İkinci uygulamaya göre kız çocuğu altı yaşına gelinceye kadar büyütülür. Babası tarafından akrabalarına gideceği söylenerek temiz elbiseler giydirilip götürülür. Sonra çölde önceden kazılmış olan bir çukura atılarak üzeri toprakla örtülür.

Hz. Ömer'in bir kız çocuğunu gömerek öldürdüğü anlatılırsa da temel kaynaklarda herhangi bir bilgi mevcut değil. Bunun geç dönem kıssalarının eseri olduğu anlaşılıyor. 

Hz. Ömer Müslüman olduğunda 26 yaşındaydı. Kızı Hafsa ise, Cahiliye döneminde Kabe’nin tamir edildiği yıl, yani nübüvvetten beş yıl önce dünyaya gelmişti. Buna göre Hafsa doğduğunda Hz. Ömer'in 15 yaşında olması gerekir. 

Sormak gerek: Bu yaştaki bir insan, olgunluk çağında mı öldürür? 

Hz. Hafsa’nın okuma yazma bilen nadir kadınlardan biri olduğu hesaba katılırsa, ailesinin kadınlar hakkındaki kanaatlerinin bedevîlerle bir tutulamayacağı, bu sebeple kızlarını gömerek öldürdüklerine dair anlatılanların doğru olmaması gerektiği anlaşılır. 

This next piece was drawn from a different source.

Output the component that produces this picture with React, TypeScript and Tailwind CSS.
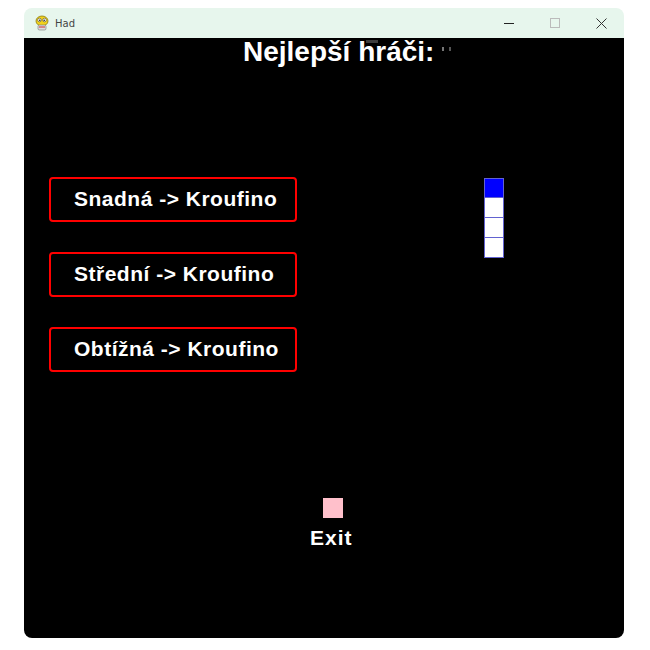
import React from "react";

const font = { fontFamily: '"Liberation Sans", Arial, sans-serif' };

function LevelButton({ label }: { label: string }) {
  return (
    <div className="flex h-[45px] w-[248px] items-center rounded-[4px] border-2 border-[#ff0000] pb-[3px] pl-[23px]">
      <span className="text-[21px] font-bold leading-none tracking-[0.5px] text-white">{label}</span>
    </div>
  );
}

function SnakeIcon() {
  return (
    <svg width="16" height="16" viewBox="0 0 16 16">
      <ellipse cx="8" cy="6" rx="6" ry="5" fill="#f2d21b" stroke="#8a7a10" strokeWidth="0.8" />
      <circle cx="5.5" cy="5" r="1.8" fill="#fff" stroke="#333" strokeWidth="0.5" />
      <circle cx="10.5" cy="5" r="1.8" fill="#fff" stroke="#333" strokeWidth="0.5" />
      <circle cx="5.8" cy="5.2" r="0.7" fill="#000" />
      <circle cx="10.2" cy="5.2" r="0.7" fill="#000" />
      <rect x="4" y="10" width="8" height="5" rx="1.5" fill="#ddd" stroke="#777" strokeWidth="0.6" />
      <path d="M5 12h6" stroke="#c33" strokeWidth="1" />
    </svg>
  );
}

export default function App() {
  return (
    <div className="h-[650px] w-[650px] bg-white pl-[24px] pt-[8px]" style={font}>
      <div className="flex h-[630px] w-[600px] flex-col overflow-hidden rounded-[8px]">
        {/* title bar */}
        <div className="flex h-[30px] items-center bg-[#e7f6ed] pl-[10px]">
          <SnakeIcon />
          <span
            className="ml-[5px] text-[10px] text-[#444]"
            style={{ fontFamily: '"DejaVu Sans", sans-serif' }}
          >
            Had
          </span>
          <div className="ml-auto flex h-full items-center">
            <div className="flex h-full w-[46px] items-center justify-center">
              <div className="h-px w-[10px] bg-[#222]" />
            </div>
            <div className="flex h-full w-[46px] items-center justify-center">
              <div className="h-[10px] w-[10px] border border-[#bbb]" />
            </div>
            <div className="flex h-full w-[46px] items-center justify-center">
              <svg width="11" height="11" viewBox="0 0 11 11">
                <path d="M0.5 0.5l10 10M10.5 0.5l-10 10" stroke="#333" strokeWidth="1" />
              </svg>
            </div>
          </div>
        </div>

        {/* game area */}
        <div className="flex h-[600px] flex-col bg-black">
          <div className="relative ml-[219px] text-[28px] font-bold leading-[28px] text-white">
            Nejlepší hráči:
            <span className="absolute left-[123px] top-[2px] h-[3px] w-[12px] bg-[#666] opacity-60" />
            <span className="absolute left-[199px] top-[9px] h-[4px] w-[2px] bg-[#777]" />
            <span className="absolute left-[206px] top-[9px] h-[4px] w-[2px] bg-[#555]" />
          </div>

          <div className="mt-[111px] flex pl-[25px]">
            <div className="flex flex-col gap-[30px]">
              <LevelButton label="Snadná -> Kroufino" />
              <LevelButton label="Střední -> Kroufino" />
              <LevelButton label="Obtížná -> Kroufino" />
            </div>
            <div className="ml-[187px] mt-px flex flex-col">
              <div className="h-[20px] w-[20px] border border-[#6262d0] bg-[#0000ff]" />
              <div className="h-[20px] w-[20px] border border-[#6262d0] border-t-0 bg-white" />
              <div className="h-[20px] w-[20px] border border-[#6262d0] border-t-0 bg-white" />
              <div className="h-[20px] w-[20px] border border-[#6262d0] border-t-0 bg-white" />
            </div>
          </div>

          <div className="mt-[126px] flex flex-col items-start pl-[286px]">
            <div className="ml-[13px] h-[20px] w-[20px] bg-[#ffc0cb]" />
            <span className="mt-[9px] text-[21px] font-bold leading-[21px] tracking-[1px] text-white">
              Exit
            </span>
          </div>
        </div>
      </div>
    </div>
  );
}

Öte yandan Hz. Ömer İslam’dan önce Mekke’nin saygın şahsiyetlerinden biriydi. Amcazadesi olan Haniflerden Zeyd b. Amr’ın kızların öldürülmesine karşı çıkanlardan olduğu da unutulmamalı.

Bu menkıbenin, Hz. Ömer tarafından aktarılan, Hz. Peygamber (sav) ile Kays b. Asım arasında geçen diyalogla ilişkili olması mümkündür.  Buna göre Temîmli Kays b. Asım, Resûlullah’a gelerek “Cahiliye döneminde sekiz kızımı diri diri toprağa gömdüm.” dedi. Hz. Peygamber (sav) “Her birine karşılık bir köle azad et.” buyurdu. Kays “Develerim var.” deyince “O halde her birine karşılık bir deve kes.” buyurdu. 

Hz. Ömer'in naklettiği bu rivayet muhtemelen daha sonra kişiliğine uygun görüldüğü için kendisine yakıştırılmış olmalı!